As is now well-known, soon afterwards, Hamas easily took over the entire Gaza Strip, including by throwing some of its Fatah opponents from roofs. Still, as a nation we did not actively recognize the danger that Hamas represented.

When Gilad Shalit was taken captive by Hamas, masses of Israelis took to the streets – but what did they demand? Not that we return to Gaza, and not even an Israeli military operation to free him. Rather, they demanded that Israel come to an "agreement" with Hamas regarding the release of imprisoned terrorists in exchange for Shalit's freedom. As is well-known, the public pressure succeeded, and Shalit came home - as did 1,0270 terrorists, several of whom went on to murder a dozen Israelis, and one of whom went on to mastermind the Oct. 7th massacre.

In the years since then, despite many battles, Israel never won a single resounding victory over Hamas – because we never really considered executing the one thing that would do the trick: a total take-over of Gaza. Only after Oct. 7th has the Israeli public begun reconsidering this.

The only thing we can hope for now, after having allowed the Simchat Torah massacre to happen, is to do everything to make sure that it does not recur. To this end, we must investigate in depth the operational and political failures that enabled the travesty.
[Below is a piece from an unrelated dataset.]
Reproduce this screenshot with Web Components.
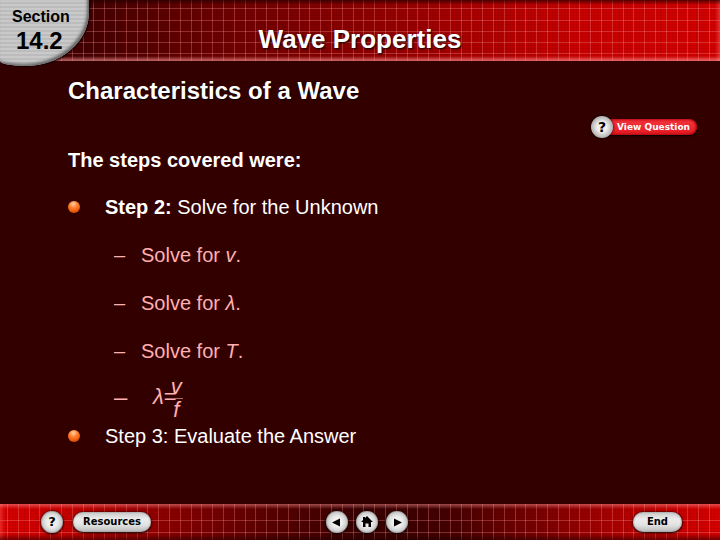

The main lesson that must be learned is therefore this: "Yes, peace is made with enemies – but only with those enemies who want to make peace."

The Oslo catastrophe happened because we tried to negotiate peace with an enemy who didn't want peace, and this simply enabled him to fortify himself in our own backyard.

In conclusion, I believe that in order to make sure that the Oslo travesty does not repeat itself, we should stop talking so much about specific personages, whether they be politicians, top IDF officers, or anyone else of authority. We should instead be concentrating on the terrible policies that led us to where we are today – namely, the Oslo Accords and its ramifications in the form of Oct. 7th and more. The current leaders of our country dare not make the same mistakes as their predecessors.